The reason I spoke favorably of Ruthie’s kind of piety — which, let’s face it, was pretty much Moralistic Therapeutic Deism — is because it’s exactly the kind of piety I, a more intellectual type of Christian, find so exasperating. Yet it humbled me. I saw that my sister, despite her indifference to anything in Christianity beyond its basic moral and spiritual structure, lived in many ways a life of far greater practical faith and devotion and spiritual courage than I realized, or, frankly, could have done myself.

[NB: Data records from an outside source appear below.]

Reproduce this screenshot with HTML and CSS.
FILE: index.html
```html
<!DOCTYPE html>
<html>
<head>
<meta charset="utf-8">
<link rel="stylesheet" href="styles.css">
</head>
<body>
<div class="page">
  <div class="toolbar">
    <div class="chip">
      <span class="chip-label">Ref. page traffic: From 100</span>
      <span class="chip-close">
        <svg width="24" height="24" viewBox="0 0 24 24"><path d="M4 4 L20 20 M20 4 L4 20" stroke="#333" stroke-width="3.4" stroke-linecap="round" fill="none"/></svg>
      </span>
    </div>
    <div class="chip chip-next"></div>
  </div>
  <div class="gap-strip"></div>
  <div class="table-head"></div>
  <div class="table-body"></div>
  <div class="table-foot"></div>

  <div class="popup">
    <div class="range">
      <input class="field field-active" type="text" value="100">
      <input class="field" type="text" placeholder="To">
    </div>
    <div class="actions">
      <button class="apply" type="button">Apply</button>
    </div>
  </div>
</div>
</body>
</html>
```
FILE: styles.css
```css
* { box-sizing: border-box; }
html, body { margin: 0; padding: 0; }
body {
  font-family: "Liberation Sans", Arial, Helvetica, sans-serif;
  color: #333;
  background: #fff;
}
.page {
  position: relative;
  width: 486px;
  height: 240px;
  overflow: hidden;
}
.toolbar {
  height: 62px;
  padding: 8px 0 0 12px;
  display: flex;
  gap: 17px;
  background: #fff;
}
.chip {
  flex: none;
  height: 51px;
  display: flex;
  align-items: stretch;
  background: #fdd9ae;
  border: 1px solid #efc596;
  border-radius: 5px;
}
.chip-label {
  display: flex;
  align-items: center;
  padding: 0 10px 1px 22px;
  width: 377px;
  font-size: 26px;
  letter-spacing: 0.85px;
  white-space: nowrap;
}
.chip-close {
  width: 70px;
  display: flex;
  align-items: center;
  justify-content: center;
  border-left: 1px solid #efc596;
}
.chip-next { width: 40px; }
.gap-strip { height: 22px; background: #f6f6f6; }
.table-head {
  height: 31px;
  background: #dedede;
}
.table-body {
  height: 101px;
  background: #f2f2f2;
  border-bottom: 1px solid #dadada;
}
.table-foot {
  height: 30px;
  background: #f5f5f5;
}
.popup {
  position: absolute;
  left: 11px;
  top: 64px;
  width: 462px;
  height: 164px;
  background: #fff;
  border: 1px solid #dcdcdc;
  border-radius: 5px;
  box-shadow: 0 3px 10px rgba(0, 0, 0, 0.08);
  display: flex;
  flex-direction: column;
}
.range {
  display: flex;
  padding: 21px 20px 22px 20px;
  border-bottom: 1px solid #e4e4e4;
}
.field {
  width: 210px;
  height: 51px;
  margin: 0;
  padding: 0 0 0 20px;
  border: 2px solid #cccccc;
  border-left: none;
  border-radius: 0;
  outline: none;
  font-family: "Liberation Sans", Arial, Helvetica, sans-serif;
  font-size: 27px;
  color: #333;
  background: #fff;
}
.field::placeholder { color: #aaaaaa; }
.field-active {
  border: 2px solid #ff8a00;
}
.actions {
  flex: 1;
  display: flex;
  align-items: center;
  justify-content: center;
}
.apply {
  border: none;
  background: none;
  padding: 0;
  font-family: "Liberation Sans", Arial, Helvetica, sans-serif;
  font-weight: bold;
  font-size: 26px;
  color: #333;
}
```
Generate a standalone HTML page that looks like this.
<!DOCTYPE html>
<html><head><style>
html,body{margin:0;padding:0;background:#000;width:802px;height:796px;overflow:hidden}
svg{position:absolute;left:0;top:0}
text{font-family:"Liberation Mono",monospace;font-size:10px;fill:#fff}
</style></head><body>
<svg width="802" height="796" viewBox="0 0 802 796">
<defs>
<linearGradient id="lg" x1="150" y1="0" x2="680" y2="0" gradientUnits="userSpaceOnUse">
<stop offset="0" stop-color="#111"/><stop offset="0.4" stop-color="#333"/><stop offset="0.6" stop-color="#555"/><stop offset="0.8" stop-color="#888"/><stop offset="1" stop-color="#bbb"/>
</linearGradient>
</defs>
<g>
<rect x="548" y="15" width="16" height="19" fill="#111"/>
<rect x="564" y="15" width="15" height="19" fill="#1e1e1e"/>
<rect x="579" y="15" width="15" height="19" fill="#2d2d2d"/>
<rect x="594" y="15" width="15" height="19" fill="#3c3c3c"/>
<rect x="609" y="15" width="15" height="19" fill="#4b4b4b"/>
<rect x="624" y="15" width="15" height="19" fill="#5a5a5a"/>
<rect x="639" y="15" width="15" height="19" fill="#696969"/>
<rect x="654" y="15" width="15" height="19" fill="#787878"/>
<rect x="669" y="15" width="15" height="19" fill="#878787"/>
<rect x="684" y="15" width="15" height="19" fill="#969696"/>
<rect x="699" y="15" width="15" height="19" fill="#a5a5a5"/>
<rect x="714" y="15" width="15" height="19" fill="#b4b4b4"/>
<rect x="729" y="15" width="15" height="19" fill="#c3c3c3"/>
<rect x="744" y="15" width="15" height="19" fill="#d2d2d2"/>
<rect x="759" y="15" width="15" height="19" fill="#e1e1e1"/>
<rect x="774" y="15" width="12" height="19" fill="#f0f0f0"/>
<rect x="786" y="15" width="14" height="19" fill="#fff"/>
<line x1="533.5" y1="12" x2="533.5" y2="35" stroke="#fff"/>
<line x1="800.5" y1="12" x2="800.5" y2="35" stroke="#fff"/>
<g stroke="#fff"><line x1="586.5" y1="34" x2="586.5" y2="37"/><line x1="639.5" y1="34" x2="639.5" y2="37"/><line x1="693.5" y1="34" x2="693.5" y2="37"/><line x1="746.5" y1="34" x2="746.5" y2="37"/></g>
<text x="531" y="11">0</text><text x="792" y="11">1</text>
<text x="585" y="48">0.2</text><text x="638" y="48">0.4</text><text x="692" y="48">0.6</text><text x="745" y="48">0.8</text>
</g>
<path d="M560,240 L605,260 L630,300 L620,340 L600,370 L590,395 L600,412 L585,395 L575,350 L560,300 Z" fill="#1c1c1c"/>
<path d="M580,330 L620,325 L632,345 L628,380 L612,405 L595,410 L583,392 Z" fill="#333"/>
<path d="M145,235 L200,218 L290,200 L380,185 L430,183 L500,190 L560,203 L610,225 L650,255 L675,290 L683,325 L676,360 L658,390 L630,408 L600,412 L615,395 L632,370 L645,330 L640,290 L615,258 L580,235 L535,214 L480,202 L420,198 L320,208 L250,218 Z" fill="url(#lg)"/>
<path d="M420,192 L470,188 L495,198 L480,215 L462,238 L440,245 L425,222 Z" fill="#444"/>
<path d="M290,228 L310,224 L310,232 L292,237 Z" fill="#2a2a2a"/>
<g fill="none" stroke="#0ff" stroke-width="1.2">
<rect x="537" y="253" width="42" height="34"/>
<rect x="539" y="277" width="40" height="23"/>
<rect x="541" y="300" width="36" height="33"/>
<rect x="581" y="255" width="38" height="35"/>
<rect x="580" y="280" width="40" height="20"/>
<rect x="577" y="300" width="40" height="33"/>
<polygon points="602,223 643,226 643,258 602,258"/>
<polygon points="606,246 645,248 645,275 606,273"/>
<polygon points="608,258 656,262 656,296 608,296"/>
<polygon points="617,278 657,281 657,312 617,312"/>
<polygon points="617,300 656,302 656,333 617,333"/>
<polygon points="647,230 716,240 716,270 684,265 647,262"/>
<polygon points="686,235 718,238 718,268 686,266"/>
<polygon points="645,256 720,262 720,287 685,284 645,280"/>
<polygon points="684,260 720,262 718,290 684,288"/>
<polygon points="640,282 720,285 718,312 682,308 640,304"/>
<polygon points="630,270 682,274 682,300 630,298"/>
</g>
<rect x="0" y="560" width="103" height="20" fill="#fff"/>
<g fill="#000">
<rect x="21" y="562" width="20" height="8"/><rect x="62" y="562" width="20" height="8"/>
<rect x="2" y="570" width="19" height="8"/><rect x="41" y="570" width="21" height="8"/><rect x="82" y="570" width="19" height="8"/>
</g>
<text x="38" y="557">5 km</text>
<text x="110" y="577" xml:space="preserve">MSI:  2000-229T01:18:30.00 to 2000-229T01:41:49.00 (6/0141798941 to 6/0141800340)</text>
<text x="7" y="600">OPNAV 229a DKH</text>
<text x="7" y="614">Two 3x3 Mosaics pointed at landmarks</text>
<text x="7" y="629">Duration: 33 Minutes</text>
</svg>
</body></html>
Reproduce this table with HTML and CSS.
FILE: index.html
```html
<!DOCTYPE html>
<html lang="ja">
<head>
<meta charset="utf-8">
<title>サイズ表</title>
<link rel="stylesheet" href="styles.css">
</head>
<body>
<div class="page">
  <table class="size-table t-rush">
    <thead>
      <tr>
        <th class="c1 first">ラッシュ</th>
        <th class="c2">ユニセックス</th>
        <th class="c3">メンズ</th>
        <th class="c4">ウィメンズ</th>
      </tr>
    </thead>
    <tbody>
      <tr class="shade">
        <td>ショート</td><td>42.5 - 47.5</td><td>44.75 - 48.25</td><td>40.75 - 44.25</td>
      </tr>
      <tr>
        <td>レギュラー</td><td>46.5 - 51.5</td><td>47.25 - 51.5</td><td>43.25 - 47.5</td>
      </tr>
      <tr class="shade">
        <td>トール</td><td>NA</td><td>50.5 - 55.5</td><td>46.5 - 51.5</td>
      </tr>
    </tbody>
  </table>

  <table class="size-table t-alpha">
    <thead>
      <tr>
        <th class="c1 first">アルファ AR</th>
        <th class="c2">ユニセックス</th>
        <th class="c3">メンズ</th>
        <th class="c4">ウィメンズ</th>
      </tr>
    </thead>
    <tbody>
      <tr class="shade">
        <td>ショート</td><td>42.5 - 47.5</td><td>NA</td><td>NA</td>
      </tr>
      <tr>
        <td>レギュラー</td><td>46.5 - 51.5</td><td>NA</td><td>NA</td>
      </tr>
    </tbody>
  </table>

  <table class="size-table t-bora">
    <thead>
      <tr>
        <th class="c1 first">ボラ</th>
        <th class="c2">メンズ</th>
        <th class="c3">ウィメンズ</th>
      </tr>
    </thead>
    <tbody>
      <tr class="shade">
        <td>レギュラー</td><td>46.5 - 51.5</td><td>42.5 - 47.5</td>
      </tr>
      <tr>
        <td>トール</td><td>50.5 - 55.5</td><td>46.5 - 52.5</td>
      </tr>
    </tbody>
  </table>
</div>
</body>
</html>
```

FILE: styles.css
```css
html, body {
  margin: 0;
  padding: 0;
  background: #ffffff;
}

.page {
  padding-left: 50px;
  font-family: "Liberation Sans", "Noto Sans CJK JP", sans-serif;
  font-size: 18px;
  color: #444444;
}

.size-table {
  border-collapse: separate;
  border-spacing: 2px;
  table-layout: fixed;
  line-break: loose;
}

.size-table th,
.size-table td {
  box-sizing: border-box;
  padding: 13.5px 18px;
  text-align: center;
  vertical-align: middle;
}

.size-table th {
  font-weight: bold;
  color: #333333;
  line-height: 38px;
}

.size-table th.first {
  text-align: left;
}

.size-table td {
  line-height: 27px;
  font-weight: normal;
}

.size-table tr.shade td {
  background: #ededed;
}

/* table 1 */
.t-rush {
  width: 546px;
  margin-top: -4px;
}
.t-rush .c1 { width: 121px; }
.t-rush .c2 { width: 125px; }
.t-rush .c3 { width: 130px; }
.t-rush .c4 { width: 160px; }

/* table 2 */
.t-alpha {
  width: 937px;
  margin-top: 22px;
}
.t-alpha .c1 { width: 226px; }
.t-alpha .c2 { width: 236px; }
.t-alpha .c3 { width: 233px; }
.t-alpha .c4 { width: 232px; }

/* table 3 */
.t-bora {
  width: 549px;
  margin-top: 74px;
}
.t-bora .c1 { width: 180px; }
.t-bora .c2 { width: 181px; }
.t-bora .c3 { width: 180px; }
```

She knew far, far less about Jesus than I do, but boy, did she know Jesus.

I do not recommend Ruthie’s approach to theology, to Scripture, and to church life; in fact, if Ruthie had been more engaged with her church and her faith, she might have profited greatly by learning more about forgiveness, and the need to examine one’s own conscience for the presence of sin. I don’t believe Ruthie ever once imagined that she had wronged me in any way, though she had, and did so in ways that still hurt, and probably will for the rest of my life. If she had understood the faith we shared better, she might have responded differently to my front-porch apology to her, and my asking for her forgiveness, and might have offered the same to me. She would have grasped, I think, the importance of mutual forgiveness, and of repentance. My sister was one of the most kind and self-sacrificing people I know, but she had a narrow but intense streak of self-righteousness. I think that is on display in Little Way, with her treatment of me at the dinner table when I made the bouillabaisse, and later, with what Hannah revealed to me in Paris. Had she been more engaged with her religion, she might have been healed of that, because her tradition — our tradition — requires searching one’s heart, and repentance. That’s my guess; I really don’t know one way or the other.

But she was who she was, and I tried to give the reader who she was: the good, the great, and the all-too-human. It would have served neither the truth nor the story, nor would it have honored my sister, had I presented her as a plaster saint. I tried to show how her spiritual grandeur, which everybody saw, was privately compromised by the way she thought about and treated me, which few people saw. People are complicated, even the best people, like Ruthie. Plus, I tried to show how my own being confronted by her example challenged my own shortcomings and failings as a Christian — notably, my tendency to overintellectualize my faith, and keep it too often in the realm of the abstract. For all the reading and thinking and studying I’ve done about Christianity, I fell far short of what Ruthie did in serving others. To put it in metaphorical terms, Ruthie should have spent more time at the table with us talking about God, but I should have spent more time out in the world, putting all that God-talk to use in showing God’s love to others.

Thomas Kidd is entirely correct: doctrine and practice are not at odds in Christianity. I hope that Christian readers of Little Way will see the good and the bad in both Ruthie and Rod, examine their own conscience, and find a more balanced way of living out their faith than either of us had. I’m the sort of person who tends to look down on the simplistic (not the same thing as simple!) faith of people like Ruthie, and I wanted to testify in my memoir about how Ruthie’s example showed me how wrong I had been. In the mystery of Divine Providence, there will be Moralistic Therapeutic Deists laughing in heaven with the saints, while the intellectualism of many of us who believed the right things but failed to act on them as we ought to have done will have either damned us or at least caused us to have to have it burned away before we can experience the fullness of God’s glory in Paradise.